A refinery operated by one of the largest integrated energy companies in the U.S. has become an example of efficiency, cost savings and streamlined operation.
Located in the Midwest, the refinery is a vital component to the company’s operations, with a gross crude oil processing capacity of 306 million barrels per day (MBD). The refinery processes a mix of light, low-sulfur and heavy, high-sulfur crude oil. It receives domestic and foreign crude oil by pipelines and produces a high percentage of transportation fuels—such as gasoline, diesel fuel and jet fuel—in addition to other products, such as petrochemical feedstocks and asphalt.
The 2,200-acre site has been in continuous operation since it was constructed in the early 1900s.
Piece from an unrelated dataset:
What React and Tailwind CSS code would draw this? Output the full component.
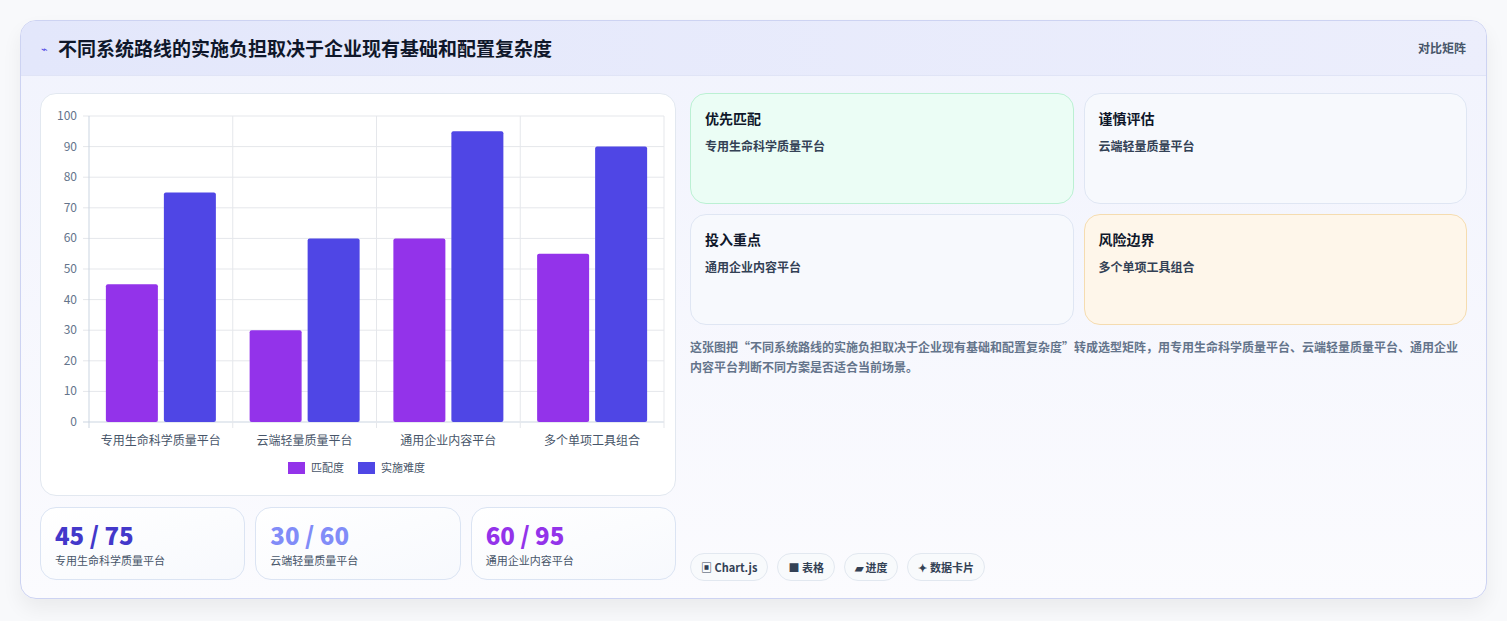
import React from "react";

const cats = ["专用生命科学质量平台", "云端轻量质量平台", "通用企业内容平台", "多个单项工具组合"];
const fit = [45, 30, 60, 55];
const diff = [75, 60, 95, 90];

function Chart() {
  // card origin at (40,93); plot x 48..623, y 22..328
  const x0 = 48, x1 = 623, y0 = 22, y1 = 328;
  const yv = (v) => y1 - ((y1 - y0) * v) / 100;
  const cw = (x1 - x0) / 4;
  return (
    <svg width="634" height="401" className="block">
      {[0, 10, 20, 30, 40, 50, 60, 70, 80, 90, 100].map((v) => (
        <g key={v}>
          <line x1={x0 - 6} x2={x1} y1={yv(v)} y2={yv(v)} stroke={v === 0 ? "#cbd5e1" : "#e5e7eb"} />
          <text x={x0 - 12} y={yv(v) + 4} textAnchor="end" fontSize="12" fill="#64748b">{v}</text>
        </g>
      ))}
      {[0, 1, 2, 3, 4].map((i) => (
        <line key={i} x1={x0 + cw * i} x2={x0 + cw * i} y1={y0} y2={y1 + 6} stroke={i === 0 ? "#cbd5e1" : "#e5e7eb"} />
      ))}
      {cats.map((c, i) => {
        const cx = x0 + cw * i + cw / 2;
        return (
          <g key={c}>
            <rect x={cx - 55} y={yv(fit[i])} width="52" height={y1 - yv(fit[i])} rx="2" fill="#9333ea" />
            <rect x={cx + 3} y={yv(diff[i])} width="52" height={y1 - yv(diff[i])} rx="2" fill="#4f46e5" />
            <text x={cx} y={351} textAnchor="middle" fontSize="12" fill="#475569">{c}</text>
          </g>
        );
      })}
      <rect x="247" y="368" width="17" height="12" fill="#9333ea" />
      <text x="270" y="378" fontSize="11" fill="#475569">匹配度</text>
      <rect x="317" y="368" width="17" height="12" fill="#4f46e5" />
      <text x="340" y="378" fontSize="11" fill="#475569">实施难度</text>
    </svg>
  );
}

function Box({ title, sub, cls }) {
  return (
    <div className={`rounded-2xl border px-[14px] py-[14px] h-[111px] ${cls}`}>
      <div className="text-[14px] font-bold text-[#0f172a]">{title}</div>
      <div className="text-[12px] font-semibold text-[#334155] mt-[8px]">{sub}</div>
    </div>
  );
}

function Stat({ v, sub, color }) {
  return (
    <div className="flex-1 rounded-2xl border border-[#dbe4f3] bg-gradient-to-br from-white to-[#f7f9fd] px-[14px] pt-[12px] h-[73px]">
      <div className={`text-[24px] font-extrabold leading-[30px] ${color}`}>{v}</div>
      <div className="text-[11px] text-[#475569] mt-[2px]">{sub}</div>
    </div>
  );
}

export default function App() {
  return (
    <div className="w-[1507px] h-[621px] bg-[#f8f9fb] pt-[20px] px-[20px]" style={{ fontFamily: '"Noto Sans CJK SC", "Noto Sans", sans-serif' }}>
      <div className="w-[1467px] h-[579px] rounded-2xl border border-[#cdd3f2] bg-gradient-to-b from-[#f1f3fd] to-[#fbfbfe] shadow-[0_10px_20px_rgba(0,0,0,0.06)] overflow-hidden">
        <div className="h-[55px] flex items-center justify-between px-[20px] bg-gradient-to-r from-[#e3e7fb] to-[#eceefc] border-b border-[#e0e4f6]">
          <div className="flex items-center gap-[10px]">
            <span className="text-[11px] text-[#4f46e5]">⌁</span>
            <span className="text-[19px] font-bold text-[#0f172a]">不同系统路线的实施负担取决于企业现有基础和配置复杂度</span>
          </div>
          <span className="text-[12px] text-[#475569] font-semibold">对比矩阵</span>
        </div>
        <div className="flex gap-[14px] px-[19px] pt-[17px]">
          <div className="w-[636px] flex flex-col gap-[11px]">
            <div className="rounded-2xl border border-[#e2e8f0] bg-white h-[403px]"><Chart /></div>
            <div className="flex gap-[10px]">
              <Stat v="45 / 75" sub="专用生命科学质量平台" color="text-[#4338ca]" />
              <Stat v="30 / 60" sub="云端轻量质量平台" color="text-[#818cf8]" />
              <Stat v="60 / 95" sub="通用企业内容平台" color="text-[#9333ea]" />
            </div>
          </div>
          <div className="w-[778px] flex flex-col">
            <div className="grid grid-cols-2 gap-[10px]">
              <Box title="优先匹配" sub="专用生命科学质量平台" cls="bg-[#ebfdf5] border-[#bbf0d3]" />
              <Box title="谨慎评估" sub="云端轻量质量平台" cls="bg-[#f7f9fd] border-[#dfe6f3]" />
              <Box title="投入重点" sub="通用企业内容平台" cls="bg-[#f7f9fd] border-[#dfe6f3]" />
              <Box title="风险边界" sub="多个单项工具组合" cls="bg-[#fef6ea] border-[#f5dcb0]" />
            </div>
            <p className="mt-[12px] text-[12px] leading-[20px] font-semibold text-[#64748b]">
              这张图把“不同系统路线的实施负担取决于企业现有基础和配置复杂度”转成选型矩阵，用专用生命科学质量平台、云端轻量质量平台、通用企业内容平台判断不同方案是否适合当前场景。
            </p>
            <div className="flex gap-[9px] mt-[176px]">
              {["▣ Chart.js", "■ 表格", "▰ 进度", "✦ 数据卡片"].map((t) => (
                <span key={t} className="h-[28px] px-[10px] flex items-center rounded-full border border-[#e2e8f0] bg-[#f8fafc] text-[11px] font-bold text-[#334155]">{t}</span>
              ))}
            </div>
          </div>
        </div>
      </div>
    </div>
  );
}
In 2007, the company announced a $1 billion investment to upgrade production operations at the refinery.
Upon completion of the upgrades in 2015, the plant will become one of the top-five largest refineries in the U.S. The refinery will also produce natural gas and sulfur-rich coke, which will be used as an energy source for area power plants.
“The refinery has become central to our North American operations, as our downstream partnerships will bring crude oil from the fields northeast of Alberta, Canada, to our operations for refining,” says the company’s global electrical team leader.
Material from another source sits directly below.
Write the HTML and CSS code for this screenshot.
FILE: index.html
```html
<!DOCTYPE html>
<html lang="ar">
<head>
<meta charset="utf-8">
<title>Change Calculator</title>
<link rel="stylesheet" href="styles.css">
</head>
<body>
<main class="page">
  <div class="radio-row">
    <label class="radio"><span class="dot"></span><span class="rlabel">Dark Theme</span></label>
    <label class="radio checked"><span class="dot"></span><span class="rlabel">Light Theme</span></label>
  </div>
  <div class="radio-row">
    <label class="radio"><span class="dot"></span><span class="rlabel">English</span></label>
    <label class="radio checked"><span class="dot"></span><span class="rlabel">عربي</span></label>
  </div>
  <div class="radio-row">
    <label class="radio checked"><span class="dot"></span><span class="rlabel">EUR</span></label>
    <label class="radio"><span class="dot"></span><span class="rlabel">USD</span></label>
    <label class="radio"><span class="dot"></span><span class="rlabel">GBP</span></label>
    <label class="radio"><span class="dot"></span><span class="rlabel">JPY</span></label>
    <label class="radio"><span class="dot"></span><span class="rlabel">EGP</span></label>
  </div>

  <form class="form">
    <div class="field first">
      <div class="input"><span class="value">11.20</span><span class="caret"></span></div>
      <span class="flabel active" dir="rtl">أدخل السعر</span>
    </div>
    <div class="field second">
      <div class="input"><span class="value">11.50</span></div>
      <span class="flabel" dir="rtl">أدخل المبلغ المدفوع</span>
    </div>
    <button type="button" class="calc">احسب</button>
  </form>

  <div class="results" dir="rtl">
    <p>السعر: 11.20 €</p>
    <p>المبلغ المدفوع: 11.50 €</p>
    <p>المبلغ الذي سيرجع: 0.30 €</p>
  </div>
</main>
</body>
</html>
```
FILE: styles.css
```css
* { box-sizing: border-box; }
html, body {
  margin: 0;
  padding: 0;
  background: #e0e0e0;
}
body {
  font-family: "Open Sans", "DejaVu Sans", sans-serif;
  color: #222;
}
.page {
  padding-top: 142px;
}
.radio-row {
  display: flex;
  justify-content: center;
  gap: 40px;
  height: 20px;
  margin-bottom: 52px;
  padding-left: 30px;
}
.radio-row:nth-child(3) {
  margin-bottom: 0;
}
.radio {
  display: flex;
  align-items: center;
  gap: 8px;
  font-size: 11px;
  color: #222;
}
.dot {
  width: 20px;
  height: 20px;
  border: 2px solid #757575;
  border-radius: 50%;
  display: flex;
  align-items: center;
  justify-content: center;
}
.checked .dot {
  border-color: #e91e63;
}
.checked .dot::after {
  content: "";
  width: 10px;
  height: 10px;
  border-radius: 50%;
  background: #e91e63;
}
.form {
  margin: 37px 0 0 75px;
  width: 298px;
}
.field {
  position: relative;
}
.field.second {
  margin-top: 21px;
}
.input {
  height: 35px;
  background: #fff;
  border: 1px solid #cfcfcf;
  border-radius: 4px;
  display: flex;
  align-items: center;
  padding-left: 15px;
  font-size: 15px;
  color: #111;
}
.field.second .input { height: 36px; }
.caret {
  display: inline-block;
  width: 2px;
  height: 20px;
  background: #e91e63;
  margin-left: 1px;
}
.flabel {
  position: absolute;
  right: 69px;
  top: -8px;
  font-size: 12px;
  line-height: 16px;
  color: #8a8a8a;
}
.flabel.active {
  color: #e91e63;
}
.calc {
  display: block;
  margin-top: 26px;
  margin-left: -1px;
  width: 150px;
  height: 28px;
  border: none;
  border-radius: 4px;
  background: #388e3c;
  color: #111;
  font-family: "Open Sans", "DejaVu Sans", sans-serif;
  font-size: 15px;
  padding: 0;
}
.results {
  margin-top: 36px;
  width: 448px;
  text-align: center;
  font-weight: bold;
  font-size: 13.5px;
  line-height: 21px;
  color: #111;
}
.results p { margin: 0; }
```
The heavy crude found in the oil sands takes longer to refine using a repeated process of heating and cooling to separate its parts for different uses.
“As a 24/7 operation, the refinery must maintain a high level of reliability, productivity and safety to ensure that we maximize efficiencies,” the team leader says.
Catalytic Cracking Unit Upgrade
With 30-year-old equipment nearing the end of its life-cycle, upgrading the four existing 4,500-horsepower motors that power dual catalytic cracking units (CCUs) was necessary to increase reliability, lower maintenance costs, and most important, provide uninterrupted service for 5 years.
As part of the refining process, the CCUs accept chains of hydrocarbons and break each into smaller ones in a chemical process called cracking. This allows the facility to make more products, such as gasoline, asphalt and aviation fuel.
As crude oil contains a variety of hydrocarbons, the CCUs are able to separate these chains of hydrocarbons using an extremely hot catalyst such as Zeolite, bauxite, silica-alumina or aluminum hydrosilicate. Both oil and catalyst in the CCU are then moved to another distillation column where the catalyst will be reused.